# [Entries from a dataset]

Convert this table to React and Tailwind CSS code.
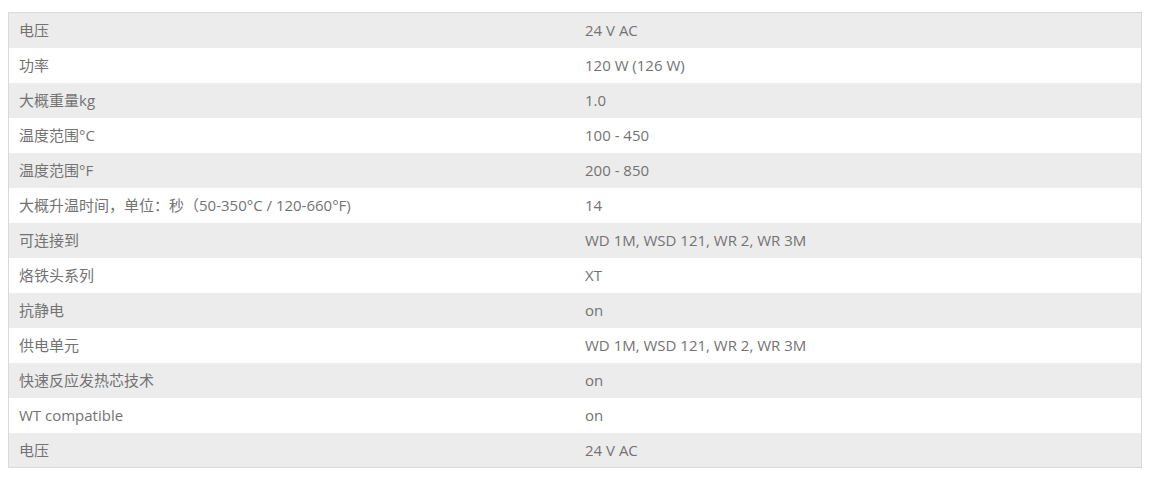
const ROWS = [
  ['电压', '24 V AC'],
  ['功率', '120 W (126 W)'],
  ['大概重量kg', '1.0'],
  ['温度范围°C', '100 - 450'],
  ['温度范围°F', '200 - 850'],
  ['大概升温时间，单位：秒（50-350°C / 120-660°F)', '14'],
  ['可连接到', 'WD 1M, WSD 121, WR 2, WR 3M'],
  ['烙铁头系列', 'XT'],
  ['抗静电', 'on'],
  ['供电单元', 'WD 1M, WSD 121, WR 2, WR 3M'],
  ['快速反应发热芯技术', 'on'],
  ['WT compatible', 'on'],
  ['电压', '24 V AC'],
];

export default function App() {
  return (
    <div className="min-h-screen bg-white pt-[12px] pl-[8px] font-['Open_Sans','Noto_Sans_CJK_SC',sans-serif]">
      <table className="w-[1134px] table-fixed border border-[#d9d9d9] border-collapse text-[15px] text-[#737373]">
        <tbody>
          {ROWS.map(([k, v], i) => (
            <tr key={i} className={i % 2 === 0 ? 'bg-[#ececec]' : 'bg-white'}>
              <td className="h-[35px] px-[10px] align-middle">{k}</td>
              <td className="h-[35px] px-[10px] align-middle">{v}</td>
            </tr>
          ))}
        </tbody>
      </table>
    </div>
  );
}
==
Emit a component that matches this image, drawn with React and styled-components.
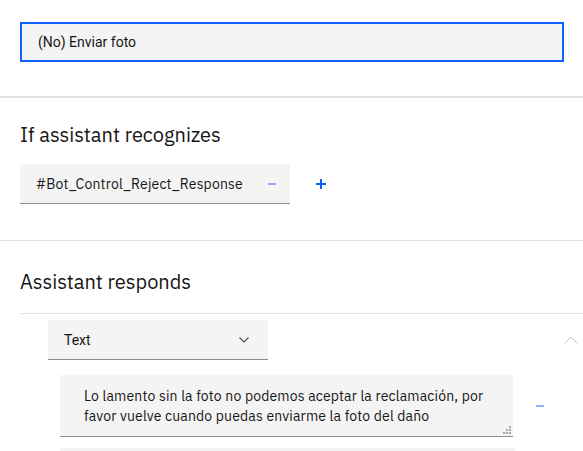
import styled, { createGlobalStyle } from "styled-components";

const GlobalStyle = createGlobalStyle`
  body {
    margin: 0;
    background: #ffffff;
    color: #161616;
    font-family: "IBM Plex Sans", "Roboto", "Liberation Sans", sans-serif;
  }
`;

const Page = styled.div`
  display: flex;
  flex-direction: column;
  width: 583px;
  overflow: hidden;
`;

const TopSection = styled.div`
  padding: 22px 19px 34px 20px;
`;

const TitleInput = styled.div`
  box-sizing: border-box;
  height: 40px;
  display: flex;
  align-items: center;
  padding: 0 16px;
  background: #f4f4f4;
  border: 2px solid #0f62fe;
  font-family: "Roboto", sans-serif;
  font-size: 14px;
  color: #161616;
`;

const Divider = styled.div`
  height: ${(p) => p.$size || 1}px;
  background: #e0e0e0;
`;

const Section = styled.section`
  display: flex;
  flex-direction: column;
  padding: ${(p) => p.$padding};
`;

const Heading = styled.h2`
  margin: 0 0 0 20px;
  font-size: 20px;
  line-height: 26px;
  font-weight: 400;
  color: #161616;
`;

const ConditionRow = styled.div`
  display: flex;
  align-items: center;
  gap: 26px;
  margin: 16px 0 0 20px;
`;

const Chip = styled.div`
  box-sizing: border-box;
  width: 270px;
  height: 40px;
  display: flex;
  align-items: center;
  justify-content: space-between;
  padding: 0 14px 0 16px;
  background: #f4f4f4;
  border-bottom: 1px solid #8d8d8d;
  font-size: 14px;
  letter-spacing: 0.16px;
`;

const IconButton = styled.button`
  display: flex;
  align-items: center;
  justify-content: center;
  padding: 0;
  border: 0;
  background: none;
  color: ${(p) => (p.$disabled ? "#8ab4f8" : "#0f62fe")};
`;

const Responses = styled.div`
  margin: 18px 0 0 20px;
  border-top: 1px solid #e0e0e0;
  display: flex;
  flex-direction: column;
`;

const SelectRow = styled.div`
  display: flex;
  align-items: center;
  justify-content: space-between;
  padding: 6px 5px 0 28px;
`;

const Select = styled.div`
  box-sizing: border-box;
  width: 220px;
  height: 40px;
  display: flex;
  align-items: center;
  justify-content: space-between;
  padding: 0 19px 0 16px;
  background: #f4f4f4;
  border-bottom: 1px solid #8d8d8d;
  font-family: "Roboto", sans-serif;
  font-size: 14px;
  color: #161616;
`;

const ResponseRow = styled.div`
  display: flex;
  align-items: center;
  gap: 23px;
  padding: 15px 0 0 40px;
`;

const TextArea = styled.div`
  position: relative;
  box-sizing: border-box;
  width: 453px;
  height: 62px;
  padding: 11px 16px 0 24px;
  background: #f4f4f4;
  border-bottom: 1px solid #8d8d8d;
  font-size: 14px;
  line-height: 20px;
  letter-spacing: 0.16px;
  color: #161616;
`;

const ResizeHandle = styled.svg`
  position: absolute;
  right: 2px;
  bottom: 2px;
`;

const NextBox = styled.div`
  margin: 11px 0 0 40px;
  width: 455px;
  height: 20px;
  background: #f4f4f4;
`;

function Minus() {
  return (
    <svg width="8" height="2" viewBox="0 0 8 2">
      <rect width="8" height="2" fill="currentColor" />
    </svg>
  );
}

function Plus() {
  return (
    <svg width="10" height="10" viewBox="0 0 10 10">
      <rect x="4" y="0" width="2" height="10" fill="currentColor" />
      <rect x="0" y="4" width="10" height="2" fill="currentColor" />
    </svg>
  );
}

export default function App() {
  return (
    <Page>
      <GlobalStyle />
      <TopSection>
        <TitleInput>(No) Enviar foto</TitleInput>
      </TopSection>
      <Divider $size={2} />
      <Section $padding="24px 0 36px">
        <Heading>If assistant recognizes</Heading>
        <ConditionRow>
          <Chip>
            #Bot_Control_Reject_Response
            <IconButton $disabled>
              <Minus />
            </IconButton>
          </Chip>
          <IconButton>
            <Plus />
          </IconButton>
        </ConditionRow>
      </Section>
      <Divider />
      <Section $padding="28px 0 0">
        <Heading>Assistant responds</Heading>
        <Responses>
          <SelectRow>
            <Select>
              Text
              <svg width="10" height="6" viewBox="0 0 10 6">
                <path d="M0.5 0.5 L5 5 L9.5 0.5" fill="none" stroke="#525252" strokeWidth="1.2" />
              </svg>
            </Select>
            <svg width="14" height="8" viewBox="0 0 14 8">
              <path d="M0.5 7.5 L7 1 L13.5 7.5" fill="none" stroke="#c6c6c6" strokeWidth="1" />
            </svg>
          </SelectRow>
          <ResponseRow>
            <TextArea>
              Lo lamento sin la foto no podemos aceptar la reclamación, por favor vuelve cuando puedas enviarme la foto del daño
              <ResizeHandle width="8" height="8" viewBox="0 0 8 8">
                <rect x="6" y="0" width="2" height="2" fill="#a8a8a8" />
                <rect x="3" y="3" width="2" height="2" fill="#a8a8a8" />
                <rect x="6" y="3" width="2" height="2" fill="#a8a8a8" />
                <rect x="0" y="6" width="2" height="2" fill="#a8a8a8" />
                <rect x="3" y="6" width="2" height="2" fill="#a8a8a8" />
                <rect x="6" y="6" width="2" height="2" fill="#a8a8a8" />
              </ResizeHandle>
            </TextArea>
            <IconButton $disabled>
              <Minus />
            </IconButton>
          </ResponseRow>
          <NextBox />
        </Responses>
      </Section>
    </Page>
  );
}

# [Instructions to follow]
Going through the data above, count the lines where the string "table" appears, and answer with only that number.

# [Reply]
3